🤖 AI Summary
In autonomous driving virtual testing, a “behavioral credibility gap” exists between synthetic and real-world images—current fidelity metrics assess only pixel-level or output-level similarity, neglecting whether the causal reasoning underlying system decisions remains consistent. Method: This paper proposes a novel fidelity evaluation paradigm grounded in the System Under Test’s (SUT) decision-making mechanism. We introduce the SUT-specific Decisive Feature Fidelity (DFF) metric—the first to elevate fidelity assessment from perceptual appearance to causal mechanism alignment. Our framework integrates explainable AI, counterfactual reasoning, feature attribution, and cross-domain mechanistic alignment to guide simulator calibration. Results: Evaluated on the KITTI/VirtualKITTI2 matched dataset, DFF uncovers decision biases invisible to conventional metrics; after calibration, DFF improves by 37.2%, while concurrently enhancing both input- and output-layer fidelity.
📝 Abstract
Virtual testing using synthetic data has become a cornerstone of autonomous vehicle (AV) safety assurance.
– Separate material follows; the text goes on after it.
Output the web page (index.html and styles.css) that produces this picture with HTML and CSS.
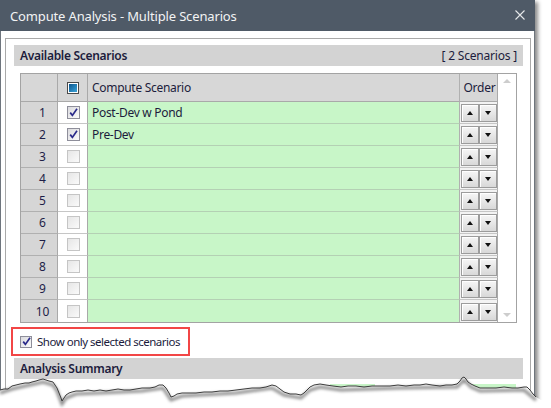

Despite progress in improving visual realism through advanced simulators and generative AI, recent studies reveal that pixel-level fidelity alone does not ensure reliable transfer from simulation to the real world. What truly matters is whether the system-under-test (SUT) bases its decisions on the same causal evidence in both real and simulated environments - not just whether images "look real" to humans. This paper addresses the lack of such a behavior-grounded fidelity measure by introducing Decisive Feature Fidelity (DFF), a new SUT-specific metric that extends the existing fidelity spectrum to capture mechanism parity - the agreement in causal evidence underlying the SUT's decisions across domains. DFF leverages explainable-AI (XAI) methods to identify and compare the decisive features driving the SUT's outputs for matched real-synthetic pairs. We further propose practical estimators based on counterfactual explanations, along with a DFF-guided calibration scheme to enhance simulator fidelity. Experiments on 2126 matched KITTI-VirtualKITTI2 pairs demonstrate that DFF reveals discrepancies overlooked by conventional output-value fidelity. Furthermore, results show that DFF-guided calibration improves decisive-feature and input-level fidelity without sacrificing output value fidelity across diverse SUTs.